At a Veterans Administration event last month in Washington, D.C., I went to the nonprofit vetsfirst.org table, gave a young woman my resume and she said she would call me back. To date, nothing; not like I expected a return call.
I’ve also visited usajobs.gov numerous times, applied for a few jobs, and again no response. And it turns out, my experience appears to be the norm.
Despite presidential proclamations, an overhaul of the USAJOBS website and federal agencies’ sloganeering about their desire to hire former servicemembers, veterans still find applying for a federal job arduous and – because the odds of success are so low – a waste of time.

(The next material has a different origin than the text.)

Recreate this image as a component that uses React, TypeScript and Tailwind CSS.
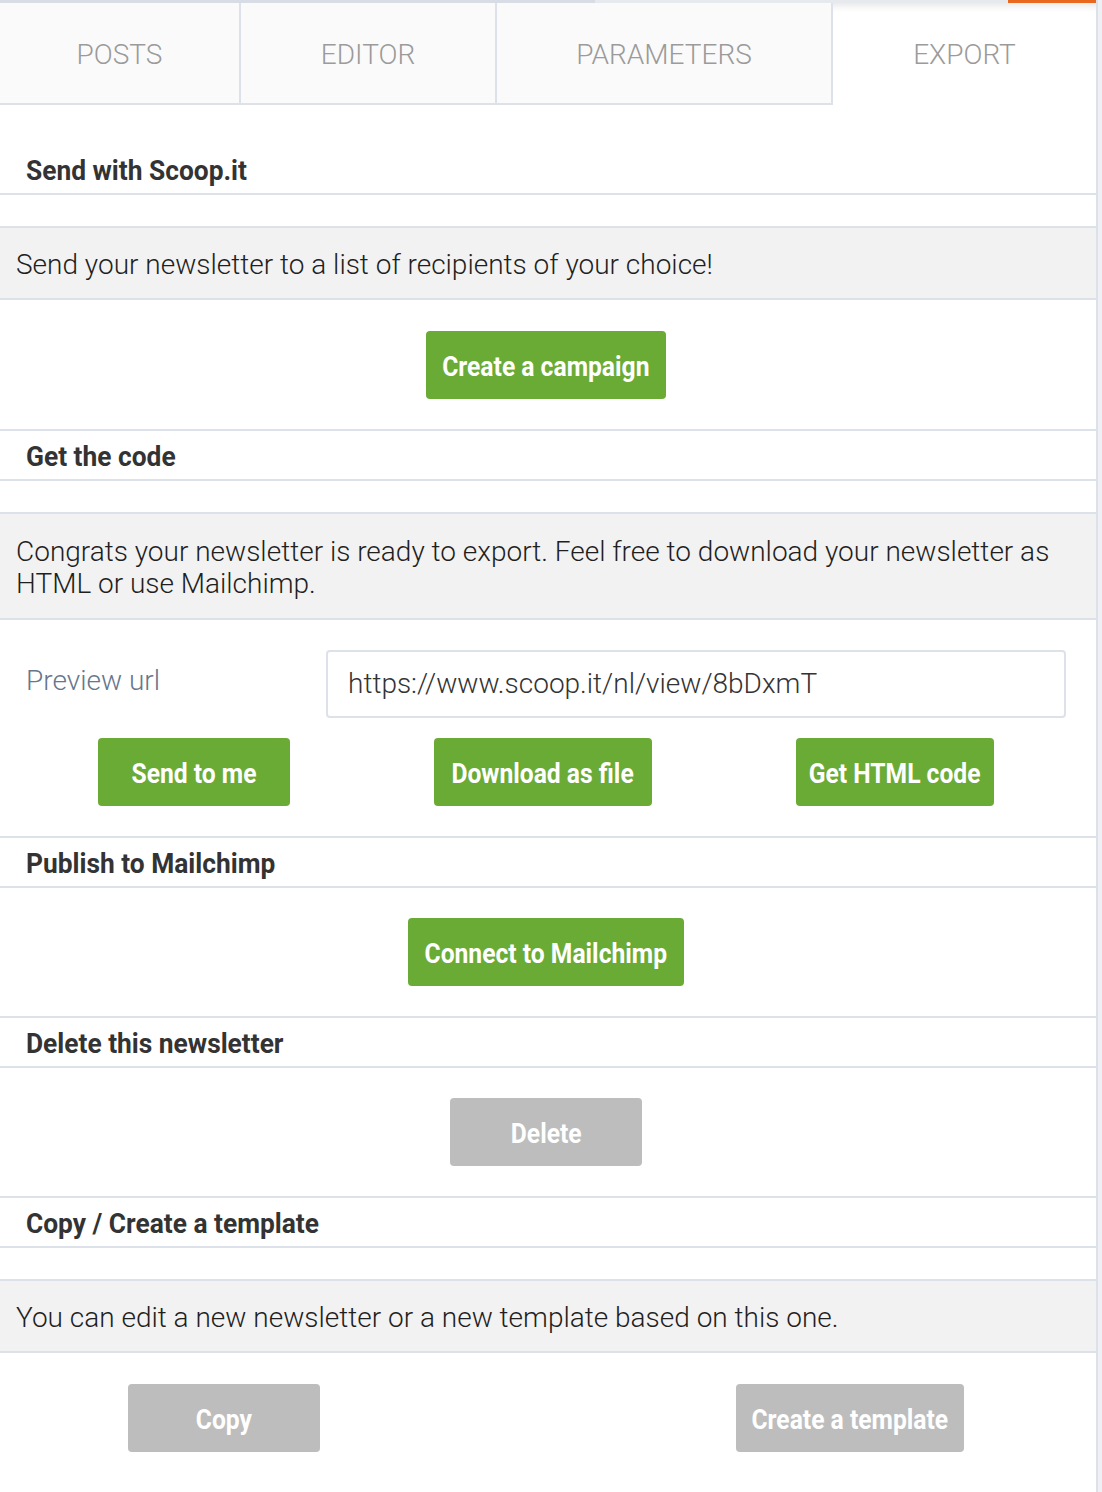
import React from 'react';

const headFont = { fontFamily: 'Roboto, "Liberation Sans", sans-serif' };
const bodyFont = { fontFamily: 'Roboto, "Noto Sans", sans-serif' };

const tabs = [
  { label: 'POSTS', w: 'w-[241px]' },
  { label: 'EDITOR', w: 'w-[256px]' },
  { label: 'PARAMETERS', w: 'w-[336px]' },
];

// condensed look: Roboto bold squeezed horizontally
function Narrow({ children, cls }: { children: React.ReactNode; cls: string }) {
  return (
    <span style={headFont} className={`inline-block whitespace-nowrap ${cls}`}>
      {children}
    </span>
  );
}

function Btn({ label, w, gray }: { label: string; w: string; gray?: boolean }) {
  return (
    <button
      className={`${w} h-[68px] rounded-[4px] text-white text-[28px] font-bold flex items-center justify-center pt-[3px] ${gray ? 'bg-[#bdbdbd]' : 'bg-[#6aab36]'}`}
    >
      <Narrow cls="scale-x-[0.88] origin-center">{label}</Narrow>
    </button>
  );
}

function Header({ title, first }: { title: string; first?: boolean }) {
  return (
    <div
      className={`flex items-center pl-[26px] pt-[2px] border-b-2 border-[#dde2ea] ${first ? 'h-[50px]' : 'h-[52px] border-t-2'}`}
    >
      <span className="text-[28px] font-bold text-[#333]">
        <Narrow cls="scale-x-[0.94] origin-left">{title}</Narrow>
      </span>
    </div>
  );
}

function InfoBox({ children, pad = 'pt-[21px] pb-[17px]' }: { children: React.ReactNode; pad?: string }) {
  return (
    <div className={`mt-[31px] bg-[#f2f2f2] border-y-2 border-[#dde2ea] px-4 ${pad}`}>
      <p style={bodyFont} className="text-[28px] leading-[32px] font-light text-[#1f1f1f]">
        {children}
      </p>
    </div>
  );
}

export default function App() {
  return (
    <div className="w-[1102px] min-h-[1492px] bg-[#eef0f4] flex">
      <div className="w-[1098px] bg-white border-r-2 border-[#dde2ea]">
        {/* top strip */}
        <div className="flex h-[3px]">
          <div className="w-[595px] bg-[#d8dde5]" />
          <div className="w-[413px] bg-[#e6e9ee]" />
          <div className="flex-1 bg-[#e8681f]" />
        </div>

        {/* tabs */}
        <div className="flex h-[102px] shadow-[inset_0_10px_8px_-8px_rgba(0,0,0,0.12)]">
          {tabs.map(t => (
            <div
              key={t.label}
              className={`${t.w} bg-[#fafafa] border-r-2 border-b-2 border-[#dde2ea] flex items-center justify-center pt-[3px]`}
            >
              <span style={bodyFont} className="text-[28px] font-light text-[#9b9b9b]">
                {t.label}
              </span>
            </div>
          ))}
          <div className="flex-1 flex items-center justify-center pt-[2px]">
            <span style={bodyFont} className="text-[28px] font-light text-[#9b9b9b]">
              EXPORT
            </span>
          </div>
        </div>

        <div className="mt-[40px]">
          <Header title="Send with Scoop.it" first />
          <InfoBox>Send your newsletter to a list of recipients of your choice!</InfoBox>
          <div className="pt-[31px] pb-[30px] flex justify-center pr-[4px]">
            <Btn label="Create a campaign" w="w-[240px]" />
          </div>

          <Header title="Get the code" />
          <InfoBox pad="pt-[22px] pb-[18px]">
            Congrats your newsletter is ready to export. Feel free to download your newsletter as HTML or use
            Mailchimp.
          </InfoBox>
          <div className="pt-[30px] pb-[30px]">
            <div className="flex items-center pl-[26px] pr-[30px]">
              <div style={bodyFont} className="w-[300px] text-[28px] font-light text-[#66768c] -mt-[6px]">
                Preview url
              </div>
              <div className="flex-1 h-[68px] border-2 border-[#dde2ea] rounded-[4px] flex items-center pl-[20px]">
                <span style={bodyFont} className="text-[28px] font-light text-[#333]">
                  https://www.scoop.it/nl/view/8bDxmT
                </span>
              </div>
            </div>
            <div className="mt-[20px] grid grid-cols-[356px_342px_1fr] pl-[16px] pr-[21px]">
              <div className="flex justify-center">
                <Btn label="Send to me" w="w-[192px]" />
              </div>
              <div className="flex justify-center">
                <Btn label="Download as file" w="w-[218px]" />
              </div>
              <div className="flex justify-center">
                <Btn label="Get HTML code" w="w-[198px]" />
              </div>
            </div>
          </div>

          <Header title="Publish to Mailchimp" />
          <div className="pt-[30px] pb-[30px] flex justify-center pr-[4px]">
            <Btn label="Connect to Mailchimp" w="w-[276px]" />
          </div>

          <Header title="Delete this newsletter" />
          <div className="pt-[30px] pb-[30px] flex justify-center pr-[4px]">
            <Btn label="Delete" w="w-[192px]" gray />
          </div>

          <Header title="Copy / Create a template" />
          <InfoBox>You can edit a new newsletter or a new template based on this one.</InfoBox>
          <div className="pt-[31px] pb-[40px] flex">
            <div className="ml-[128px]">
              <Btn label="Copy" w="w-[192px]" gray />
            </div>
            <div className="ml-[416px]">
              <Btn label="Create a template" w="w-[228px]" gray />
            </div>
          </div>
        </div>
      </div>
    </div>
  );
}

Roger Peterman, who helps veterans find jobs as transition assistance adviser for the Indiana National Guard, cites equally bleak numbers. “In eight years of working with USAJOBS, I only know of two people who got jobs applying through the website. And either they knew somebody or we were able to connect them with somebody in the federal agency who could pull them along.”
The following was my suspicion all along, as many who are in state and federal government positions tip off friends and family to coming, coveted job openings. Screw the targeted and/or qualified….
Veterans also suspect that many positions are posted to comply with legal requirements by agencies that have already decided who they want to hire. And there are complaints that some job listings aren’t current. “They don’t keep it updated,” Casey Curry, who served 26 years with the Oregon Army National Guard and has had much experience with the website says. “People are filling out applications for jobs that are already closed.”
But there’s evidence that some federal agencies purposefully circumvent veterans preference laws and discriminate against veteran applicants who successfully negotiate USAJOBS.
In at least one case, a BPA administrator closed the hiring process after learning that a veteran was the most qualified applicant – and then rewrote the job description to include criteria the veteran couldn’t meet. BPA’s human resources department was ultimately blamed for the agency’s discrimination, and vowed reform after its hiring practices were exposed in 2013.
— Bogus Benefit, Legion.org
Here we have yet another entity that gets taxpayer money to help veterans, does not and USAJOBS is not alone.
Using the “veteran” heartstring-pull has got to stop and will only do so when people thoroughly vet any group before giving that donation. Ineffective government agencies are a whole other issue due for a very frank discussion.